Opening up emotionally involves a willingness to face pain and deal with issues in relationships. In general, people are more self-protective than they would like to admit and fairly quick to look for an escape route out of a tight spot as opposed to doing the hard work of creating a healthy environment with enough emotional air for all involved. The first step in getting your partner to open up emotionally, then, is to take a deep look inside of yourself, find the places that hurt when they are touched, and expose them to the truth.

When we attempt to get someone else to open up, we are assuming the role of one who should be opened up to, maintaining a bit of an edge over the other person. The most effective way of opening channels of communication and sharing trusted vulnerability is to begin heading in that direction ourselves. That is a risk, and it shines a light on what we are asking of the other person.

The next thing that needs consideration is what it is about someone else that invites us to drop our guard. We want to be safe more than we want to be secretive. We long to be loved far more than we want to be lonely. We don't truly expect to avoid pain in life, but we do hope for kindness, forgiveness and personal acceptance as we grow in ways that improve our lives and the lives of those around us. Are we creating that kind of environment for the people we want to have open themselves up to us?

After we deal with these things in ourselves we can begin to entertain hopes for our partner and for an emotionally vulnerable relationship that is worth the risks involved. We should not offer the false notion that the other person's behavior will always be found acceptable, because we have come to terms with the fact that ours is not always acceptable either, and we are working towards healthy goals. We cannot promise that we will never ask our partner to change, as if loving someone means that we cover for them with excuses and exemptions from normal relational expectations. We can offer to listen without judging, to walk along beside and to be an encouragement in life.
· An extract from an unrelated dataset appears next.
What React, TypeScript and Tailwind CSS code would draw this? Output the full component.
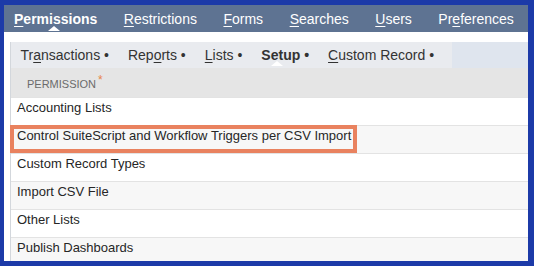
import React from "react";

const font = { fontFamily: '"Liberation Sans", Arial, sans-serif' };

function U({ children }: { children: React.ReactNode }) {
  return <span className="underline underline-offset-2 decoration-1">{children}</span>;
}

const rows: { label: string; gray: boolean }[] = [
  { label: "Accounting Lists", gray: false },
  { label: "Control SuiteScript and Workflow Triggers per CSV Import", gray: true },
  { label: "Custom Record Types", gray: false },
  { label: "Import CSV File", gray: true },
  { label: "Other Lists", gray: false },
  { label: "Publish Dashboards", gray: true },
];

export default function App() {
  return (
    <div
      className="w-[534px] h-[266px] bg-[#1c3aa8] pt-[5px] pl-[4px] pr-[6px] pb-[5px] overflow-hidden"
      style={font}
    >
      <div className="bg-white h-full flex flex-col overflow-hidden">
        {/* top nav */}
        <div className="h-[27px] shrink-0 bg-[#5e7392] flex items-center pl-[10px] gap-[26.5px] text-white text-[14px] leading-none">
          <span className="relative font-bold">
            <U>P</U>ermissions
            <span className="absolute left-[34px] top-[14px] w-0 h-0 border-l-[6px] border-r-[6px] border-b-[5px] border-l-transparent border-r-transparent border-b-white" />
          </span>
          <span>
            <U>R</U>estrictions
          </span>
          <span>
            <U>F</U>orms
          </span>
          <span>
            <U>S</U>earches
          </span>
          <span>
            <U>U</U>sers
          </span>
          <span>
            Pr<U>e</U>ferences
          </span>
        </div>
        <div className="h-[10px] shrink-0 bg-white" />
        <div className="ml-[6px] border-l border-[#d3d7dc] flex-1 flex flex-col">
          {/* sub tabs */}
          <div className="h-[26px] shrink-0 bg-[#dfe5ee] flex">
            <div className="bg-[#e9ebef] flex items-center text-[14px] text-[#333] leading-none pr-[8px]">
              <span className="px-[9.5px]">
                Tr<U>a</U>nsactions •
              </span>
              <span className="px-[9.5px]">
                Rep<U>o</U>rts •
              </span>
              <span className="px-[9.5px]">
                <U>L</U>ists •
              </span>
              <span className="px-[9.5px] relative font-bold">
                Setup •
                <span className="absolute left-[19px] top-[13px] w-0 h-0 border-l-[6px] border-r-[6px] border-b-[5px] border-l-transparent border-r-transparent border-b-white" />
              </span>
              <span className="px-[9.5px]">
                <U>C</U>ustom Record •
              </span>
            </div>
          </div>
          {/* header */}
          <div className="h-[29px] shrink-0 bg-[#e5e5e5] flex items-center pl-[16px] pt-[3px] text-[11px] text-[#6b6b6b] leading-none">
            <span>PERMISSION</span>
            <span className="text-[#e8864a] text-[12px] ml-[2px] -mt-[8px]">*</span>
          </div>
          {/* rows */}
          {rows.map((r, i) => (
            <div
              key={i}
              className={`relative h-[28px] shrink-0 flex items-center pl-[6px] pb-[8px] text-[13px] text-[#262626] border-t border-[#e3e3e3] ${
                r.gray ? "bg-[#f7f7f7]" : "bg-white"
              }`}
            >
              {r.label}
              {i === 1 && (
                <div className="absolute left-[-1px] top-[-1px] w-[347px] h-[28px] border-[4px] border-[#e9825f]" />
              )}
            </div>
          ))}
        </div>
      </div>
    </div>
  );
}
We may never get another person to share every part of themselves with us that we feel we would like them to share. All people have private thoughts, joys and struggles. They are private because they are deeply personal in nature and each individual has a need to be just that, an individual. We need to honor that private place in ourselves and in others. As we respect each other as respectable people, we will find ourselves sharing more deeply and living more fully in relationship. Opening up with a partner is a two way deal with neither person having a perceived advantage over the other. Walking it out together is what a relation ship is all about.